***** INPUT MATERIAL *****

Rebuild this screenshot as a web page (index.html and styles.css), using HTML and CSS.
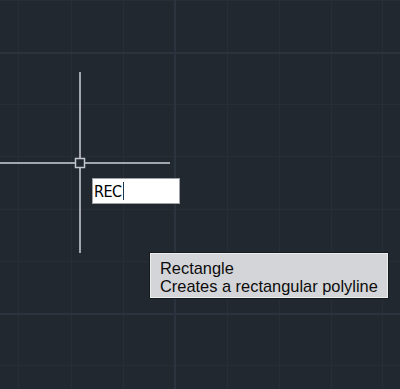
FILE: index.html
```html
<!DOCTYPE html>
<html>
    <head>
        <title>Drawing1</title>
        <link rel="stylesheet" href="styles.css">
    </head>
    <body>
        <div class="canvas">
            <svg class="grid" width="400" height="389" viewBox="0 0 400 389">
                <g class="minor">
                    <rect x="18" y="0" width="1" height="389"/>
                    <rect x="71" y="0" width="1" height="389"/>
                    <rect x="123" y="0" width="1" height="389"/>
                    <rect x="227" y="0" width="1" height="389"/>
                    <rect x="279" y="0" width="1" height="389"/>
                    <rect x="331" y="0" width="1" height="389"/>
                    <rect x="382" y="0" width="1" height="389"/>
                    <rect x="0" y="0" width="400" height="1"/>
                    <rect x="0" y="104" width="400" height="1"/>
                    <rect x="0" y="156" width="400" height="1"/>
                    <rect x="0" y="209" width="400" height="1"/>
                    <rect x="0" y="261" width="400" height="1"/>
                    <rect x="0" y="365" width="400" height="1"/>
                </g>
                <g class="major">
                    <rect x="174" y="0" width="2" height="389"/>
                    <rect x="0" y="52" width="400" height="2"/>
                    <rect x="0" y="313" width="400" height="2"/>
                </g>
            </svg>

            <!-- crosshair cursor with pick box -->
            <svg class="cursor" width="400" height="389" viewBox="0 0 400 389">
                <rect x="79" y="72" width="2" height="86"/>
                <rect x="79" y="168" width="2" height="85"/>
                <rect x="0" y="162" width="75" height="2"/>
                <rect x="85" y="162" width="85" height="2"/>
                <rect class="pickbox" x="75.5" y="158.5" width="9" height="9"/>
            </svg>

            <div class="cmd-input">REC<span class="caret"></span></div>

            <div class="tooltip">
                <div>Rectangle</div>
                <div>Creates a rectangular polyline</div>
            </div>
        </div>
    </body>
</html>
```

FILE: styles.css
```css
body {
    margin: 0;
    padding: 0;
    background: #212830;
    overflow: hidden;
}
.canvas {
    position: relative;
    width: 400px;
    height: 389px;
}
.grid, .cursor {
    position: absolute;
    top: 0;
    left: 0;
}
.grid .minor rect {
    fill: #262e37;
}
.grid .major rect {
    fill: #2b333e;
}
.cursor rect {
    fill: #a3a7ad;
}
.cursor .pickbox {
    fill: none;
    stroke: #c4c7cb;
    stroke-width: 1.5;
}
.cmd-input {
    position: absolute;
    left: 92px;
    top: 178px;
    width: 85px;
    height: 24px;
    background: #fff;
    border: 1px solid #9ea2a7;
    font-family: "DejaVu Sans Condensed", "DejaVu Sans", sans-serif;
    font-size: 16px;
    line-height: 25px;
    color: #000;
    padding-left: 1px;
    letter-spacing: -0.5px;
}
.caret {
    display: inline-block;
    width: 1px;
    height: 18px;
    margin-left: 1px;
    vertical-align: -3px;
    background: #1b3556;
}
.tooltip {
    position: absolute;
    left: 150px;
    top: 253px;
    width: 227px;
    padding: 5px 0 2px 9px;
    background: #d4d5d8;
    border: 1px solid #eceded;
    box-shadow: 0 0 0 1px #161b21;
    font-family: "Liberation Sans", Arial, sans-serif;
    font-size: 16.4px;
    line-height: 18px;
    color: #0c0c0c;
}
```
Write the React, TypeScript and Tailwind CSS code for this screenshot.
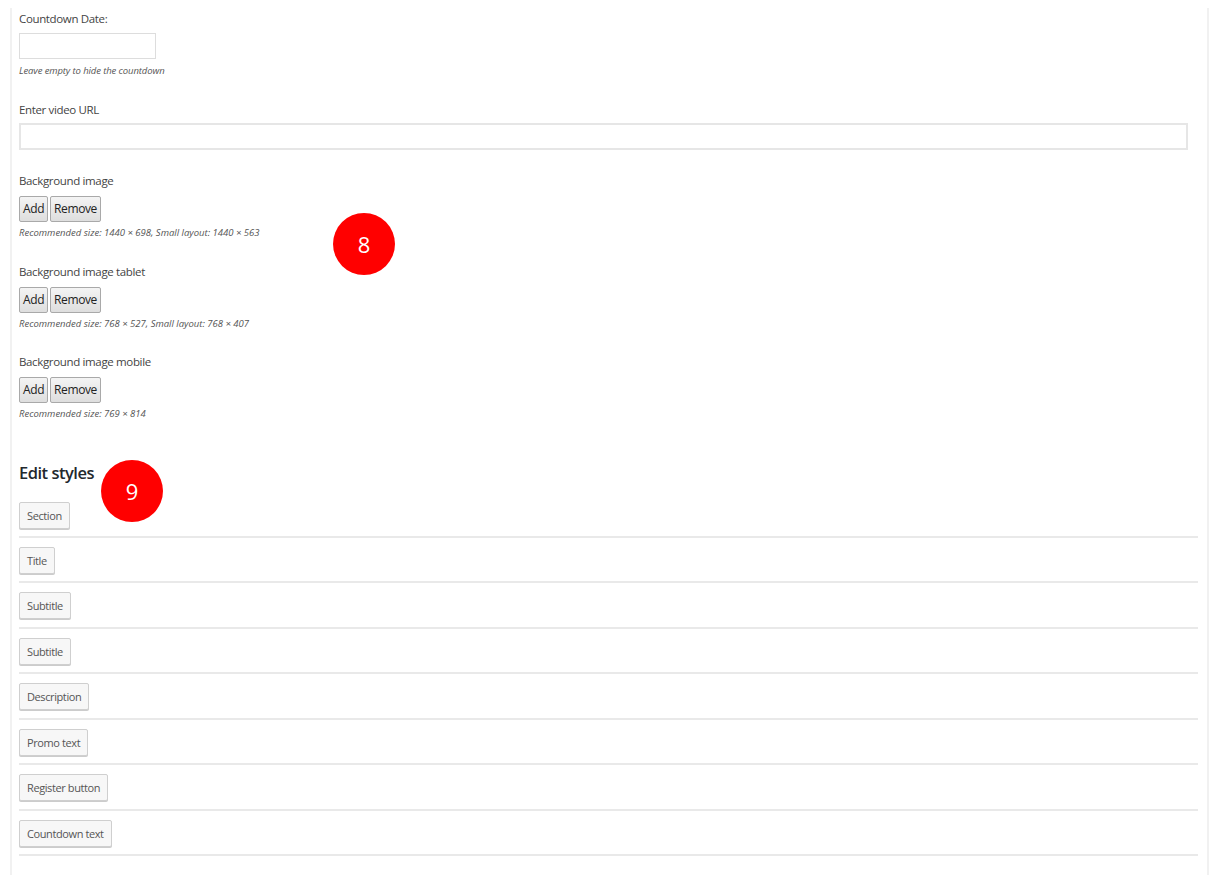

*****

TASK BRIEF -
Copy the whole of the material above exactly, but not its images.

FINISHED ANSWER -
Rebuild this screenshot as a web page (index.html and styles.css), using HTML and CSS.
FILE: index.html
```html
<!DOCTYPE html>
<html>
    <head>
        <title>Drawing1</title>
        <link rel="stylesheet" href="styles.css">
    </head>
    <body>
        <div class="canvas">
            <svg class="grid" width="400" height="389" viewBox="0 0 400 389">
                <g class="minor">
                    <rect x="18" y="0" width="1" height="389"/>
                    <rect x="71" y="0" width="1" height="389"/>
                    <rect x="123" y="0" width="1" height="389"/>
                    <rect x="227" y="0" width="1" height="389"/>
                    <rect x="279" y="0" width="1" height="389"/>
                    <rect x="331" y="0" width="1" height="389"/>
                    <rect x="382" y="0" width="1" height="389"/>
                    <rect x="0" y="0" width="400" height="1"/>
                    <rect x="0" y="104" width="400" height="1"/>
                    <rect x="0" y="156" width="400" height="1"/>
                    <rect x="0" y="209" width="400" height="1"/>
                    <rect x="0" y="261" width="400" height="1"/>
                    <rect x="0" y="365" width="400" height="1"/>
                </g>
                <g class="major">
                    <rect x="174" y="0" width="2" height="389"/>
                    <rect x="0" y="52" width="400" height="2"/>
                    <rect x="0" y="313" width="400" height="2"/>
                </g>
            </svg>

            <!-- crosshair cursor with pick box -->
            <svg class="cursor" width="400" height="389" viewBox="0 0 400 389">
                <rect x="79" y="72" width="2" height="86"/>
                <rect x="79" y="168" width="2" height="85"/>
                <rect x="0" y="162" width="75" height="2"/>
                <rect x="85" y="162" width="85" height="2"/>
                <rect class="pickbox" x="75.5" y="158.5" width="9" height="9"/>
            </svg>

            <div class="cmd-input">REC<span class="caret"></span></div>

            <div class="tooltip">
                <div>Rectangle</div>
                <div>Creates a rectangular polyline</div>
            </div>
        </div>
    </body>
</html>
```

FILE: styles.css
```css
body {
    margin: 0;
    padding: 0;
    background: #212830;
    overflow: hidden;
}
.canvas {
    position: relative;
    width: 400px;
    height: 389px;
}
.grid, .cursor {
    position: absolute;
    top: 0;
    left: 0;
}
.grid .minor rect {
    fill: #262e37;
}
.grid .major rect {
    fill: #2b333e;
}
.cursor rect {
    fill: #a3a7ad;
}
.cursor .pickbox {
    fill: none;
    stroke: #c4c7cb;
    stroke-width: 1.5;
}
.cmd-input {
    position: absolute;
    left: 92px;
    top: 178px;
    width: 85px;
    height: 24px;
    background: #fff;
    border: 1px solid #9ea2a7;
    font-family: "DejaVu Sans Condensed", "DejaVu Sans", sans-serif;
    font-size: 16px;
    line-height: 25px;
    color: #000;
    padding-left: 1px;
    letter-spacing: -0.5px;
}
.caret {
    display: inline-block;
    width: 1px;
    height: 18px;
    margin-left: 1px;
    vertical-align: -3px;
    background: #1b3556;
}
.tooltip {
    position: absolute;
    left: 150px;
    top: 253px;
    width: 227px;
    padding: 5px 0 2px 9px;
    background: #d4d5d8;
    border: 1px solid #eceded;
    box-shadow: 0 0 0 1px #161b21;
    font-family: "Liberation Sans", Arial, sans-serif;
    font-size: 16.4px;
    line-height: 18px;
    color: #0c0c0c;
}
```
Write the React, TypeScript and Tailwind CSS code for this screenshot.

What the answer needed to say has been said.